New materials from fully coordinated SiO2 nanoclusters

Structurally, silica (SiO2) is a particularly interesting oxide due to the ease with which its inherent flexibility can be exploited. This topological richness has given rise to numerous nanostructured materials (e.g. mesoporous materials, nanoscale thin films) with applications in catalysis, adsorbents, and micro-electronics. Recently, individual silica nanostructures with dimensions of the order of a single nanometre have been also controllably fabricated in a variety of distinct topological forms (e.g. nanopores, nanospheres, nanotubes) with new potential in areas such as photonics, drug-delivery. Although technically impressive, almost all such silica nanostructures are produced by the chemical/physical manipulation of random molecular networks of amorphous silica possessing defect-rich surfaces. Such inherent disorder presents inherent limitations to further miniaturisation and control for nanotechnological applications increasingly requiring atomic precision e.g. molecular electronics.
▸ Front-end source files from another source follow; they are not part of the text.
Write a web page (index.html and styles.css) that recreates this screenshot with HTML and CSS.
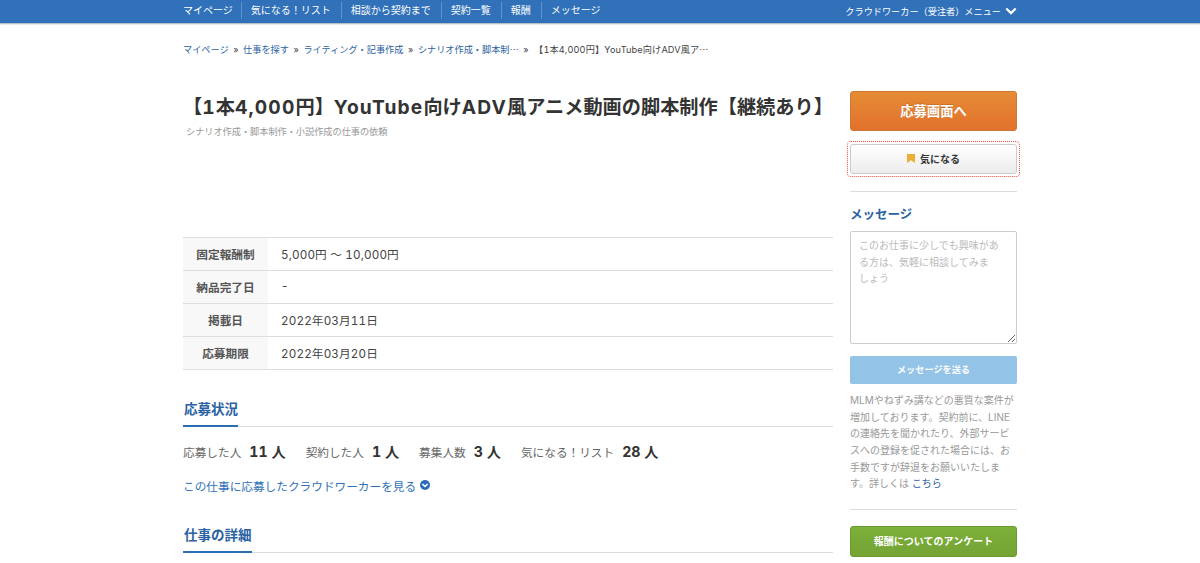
FILE: index.html
```html
<!DOCTYPE html>
<html lang="ja">
<head>
  <meta charset="UTF-8">
  <title>【1本4,000円】YouTube向けADV風アニメ動画の脚本制作【継続あり】</title>
  <meta name="viewport" content="width=device-width, initial-scale=1">
  <link rel="stylesheet" href="styles.css">
</head>
<body>
  <header class="header">
    <div class="container header-inner">
      <ul class="nav">
        <li><a href="#">マイページ</a></li>
        <li><a href="#">気になる！リスト</a></li>
        <li><a href="#">相談から契約まで</a></li>
        <li><a href="#">契約一覧</a></li>
        <li><a href="#">報酬</a></li>
        <li><a href="#">メッセージ</a></li>
      </ul>
      <a href="#" class="user-menu">クラウドワーカー（受注者）メニュー
        <svg class="chevron" viewBox="0 0 12 8"><path d="M1.3 1.5 6 6.1 10.7 1.5"/></svg>
      </a>
    </div>
  </header>

  <div class="container">
    <div class="breadcrumb">
      <a href="#">マイページ</a><span class="sep">»</span><a href="#">仕事を探す</a><span class="sep">»</span><a href="#">ライティング・記事作成</a><span class="sep">»</span><a href="#">シナリオ作成・脚本制⋯</a><span class="sep">»</span><span class="current">【1本4,000円】YouTube向けADV風ア⋯</span>
    </div>

    <div class="columns">
      <main class="main">
        <div class="title-area">
          <h1>【<span class="en">1</span>本<span class="en">4,000</span>円】<span class="en">YouTube</span>向け<span class="en">ADV</span>風アニメ動画の脚本制作【継続あり】</h1>
          <p class="subtitle">シナリオ作成・脚本制作・小説作成の仕事の依頼</p>
        </div>

        <table class="summary">
          <tr><th>固定報酬制</th><td>5,000円 〜 10,000円</td></tr>
          <tr><th>納品完了日</th><td>-</td></tr>
          <tr><th>掲載日</th><td>2022年03月11日</td></tr>
          <tr><th>応募期限</th><td>2022年03月20日</td></tr>
        </table>

        <section>
          <div class="heading"><h2>応募状況</h2></div>
          <ul class="status">
            <li>応募した人<strong>11 人</strong></li>
            <li>契約した人<strong>1 人</strong></li>
            <li>募集人数<strong>3 人</strong></li>
            <li>気になる！リスト<strong>28 人</strong></li>
          </ul>
          <a href="#" class="workers">この仕事に応募したクラウドワーカーを見る
            <svg class="circle-icon" viewBox="0 0 10 10"><circle cx="5" cy="5" r="5"/><path d="M2.4 4 5 6.5 7.6 4"/></svg>
          </a>
        </section>

        <section>
          <div class="heading"><h2>仕事の詳細</h2></div>
        </section>
      </main>

      <aside class="side">
        <a href="#" class="btn btn-apply">応募画面へ</a>
        <div class="keep-wrap">
          <a href="#" class="btn btn-keep">
            <svg class="bookmark" viewBox="0 0 8 9"><path d="M0 0h8v9L4 6.3 0 9z"/></svg>気になる
          </a>
        </div>
        <div class="message">
          <h3>メッセージ</h3>
          <textarea placeholder="このお仕事に少しでも興味がある方は、気軽に相談してみましょう"></textarea>
          <a href="#" class="btn btn-send">メッセージを送る</a>
          <p class="note">MLMやねずみ講などの悪質な案件が増加しております。契約前に、LINEの連絡先を聞かれたり、外部サービスへの登録を促された場合には、お手数ですが辞退をお願いいたします。詳しくは <a href="#">こちら</a></p>
        </div>
        <div class="survey">
          <a href="#" class="btn btn-survey">報酬についてのアンケート</a>
        </div>
      </aside>
    </div>
  </div>
</body>
</html>
```
FILE: styles.css
```css
* {
  box-sizing: border-box;
}
html {
  overflow: hidden;
}
body {
  margin: 0;
  font-family: Inter, "Noto Sans CJK JP", sans-serif;
  font-size: 11.67px;
  font-variant-numeric: tabular-nums;
  color: #444;
  background-color: #fff;
}
h1, h2, h3, p, ul {
  margin: 0;
  padding: 0;
}
ul {
  list-style: none;
}
a {
  color: #2b62a3;
  text-decoration: none;
}
.container {
  width: 834px;
  margin: 0 auto;
}

/* header */
.header {
  height: 24px;
  background-color: #3071b9;
  border-bottom: 1px solid #b9bfc8;
  box-shadow: 0 1px 1px rgba(0,0,0,.08);
}
.header-inner {
  display: flex;
  justify-content: space-between;
}
.nav {
  display: flex;
  padding-top: 2px;
}
.nav li {
  height: 17px;
  line-height: 17px;
  padding: 0 10px 0 9px;
  font-size: 10px;
  border-left: 1px solid #5c93cd;
}
.nav li:first-child {
  padding-left: 0;
  padding-right: 8px;
  border-left: none;
}
.nav a, .user-menu {
  color: #fff;
}
.user-menu {
  display: flex;
  align-items: center;
  gap: 4px;
  height: 21px;
  font-size: 9.17px;
}
.chevron {
  width: 12px;
  height: 8px;
  fill: none;
  stroke: #fff;
  stroke-width: 2.2;
}

/* breadcrumb */
.breadcrumb {
  display: flex;
  height: 67px;
  padding-top: 17px;
  line-height: 17px;
  font-size: 9.17px;
  white-space: nowrap;
}
.sep {
  width: 14.5px;
  text-align: center;
}
.current {
  padding-left: 1px;
  letter-spacing: .14px;
}

.columns {
  display: flex;
  justify-content: space-between;
}
.main {
  width: 650px;
}

/* title */
.title-area {
  height: 146px;
}
h1 {
  font-size: 19.2px;
  line-height: 32px;
  color: #333;
  white-space: nowrap;
}
h1 .en {
  letter-spacing: .06em;
}
.subtitle {
  padding-left: 3px;
  font-size: 9.17px;
  line-height: 17px;
  color: #999;
}

/* summary table */
.summary {
  width: 100%;
  height: 133px;
  border-collapse: collapse;
}
.summary th, .summary td {
  padding: 0 0 2px;
  border-top: 1px solid #ddd;
  border-bottom: 1px solid #ddd;
}
.summary th {
  width: 85px;
  color: #555;
  background-color: #f8f8f8;
}
.summary td {
  padding-left: 13px;
  letter-spacing: .15px;
}

/* sections */
.heading {
  height: 29px;
  border-bottom: 1px solid #ddd;
}
section {
  padding-top: 28px;
}
h2 {
  display: inline-block;
  height: 29px;
  padding-left: 1px;
  line-height: 22px;
  font-size: 13.5px;
  color: #2b62a3;
  border-bottom: 2px solid #2b6cb5;
}
.status {
  display: flex;
  gap: 20px;
  padding-top: 11px;
  line-height: 27px;
  color: #666;
}
.status strong {
  padding-left: 8px;
  font-size: 14.2px;
  color: #333;
}
.workers {
  display: flex;
  align-items: center;
  gap: 4px;
  height: 20px;
  margin: 8px 0 1px;
  color: #2f71b9;
}
.circle-icon {
  width: 10px;
  height: 10px;
  fill: #2b6cb5;
}
.circle-icon path {
  fill: none;
  stroke: #fff;
  stroke-width: 1.6;
}

/* side */
.side {
  width: 167px;
}
.btn {
  display: flex;
  align-items: center;
  justify-content: center;
  padding-bottom: 2px;
  font-weight: bold;
  color: #fff;
  border-radius: 3px;
}
.btn-apply {
  height: 40px;
  font-size: 13.33px;
  background-image: linear-gradient(#e58c35, #e2712d);
  border: 1px solid #cf7835;
  text-shadow: 0 -1px 0 rgba(0,0,0,.15);
}
.keep-wrap {
  margin: 10px -3px 14px;
  padding: 2px;
  border: 1px dotted #ee4f43;
  border-radius: 4px;
}
.btn-keep {
  height: 30px;
  gap: 5px;
  font-size: 10px;
  color: #333;
  background-image: linear-gradient(#fff, #ececec);
  border: 1px solid #ccc;
}
.bookmark {
  width: 8px;
  height: 9px;
  fill: #edae35;
}
.message {
  padding-top: 11px;
  border-top: 1px solid #ddd;
}
h3 {
  font-size: 12.5px;
  line-height: 24px;
  color: #2b62a3;
}
textarea {
  display: block;
  width: 100%;
  height: 113px;
  margin-top: 4px;
  padding: 5px 16px 5px 8px;
  font-family: inherit;
  font-size: 10px;
  line-height: 16.67px;
  line-break: strict;
  border: 1px solid #ccc;
  border-radius: 2px;
}
textarea::placeholder {
  color: #bbb;
}
.btn-send {
  height: 28px;
  margin-top: 12px;
  font-size: 9.17px;
  background-color: #93c3e7;
  border-radius: 2px;
}
.note {
  margin-top: 8px;
  font-size: 10px;
  line-height: 16.67px;
  color: #999;
}
.survey {
  margin-top: 17px;
  padding-top: 16px;
  border-top: 1px solid #ddd;
}
.btn-survey {
  height: 31px;
  font-size: 10px;
  background-image: linear-gradient(#7db03b, #74a334);
  border: 1px solid #699a2c;
}
```
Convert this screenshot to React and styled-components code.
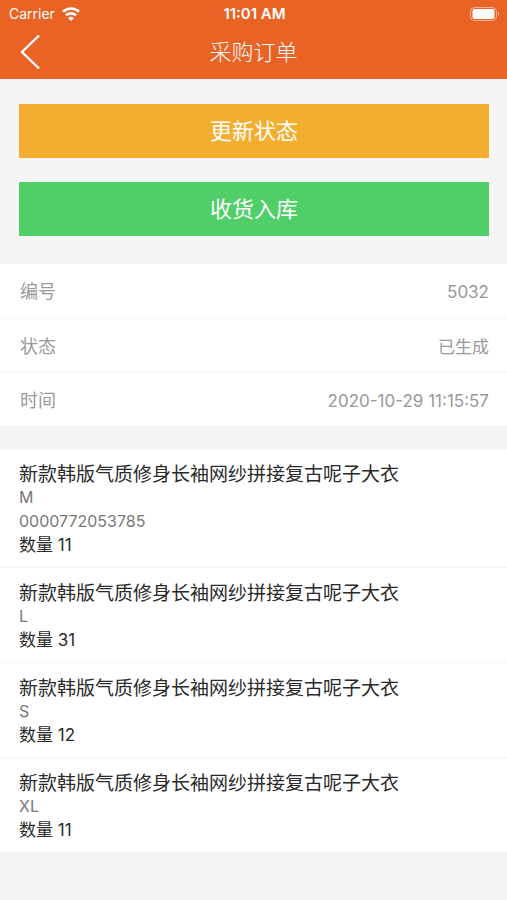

Extending on previous work showing that defect-containing silica chains may be energetically/reactively stabilised as fully coordinated molecular rings, herein we explore a range of atomically well-ordered fully coordinated (SiO2)12 clusters, via density functional theory (DFT) and classical molecular dynamics (MD) simulations in order to assess their potential viability as building blocks for novel cluster-based silica materials.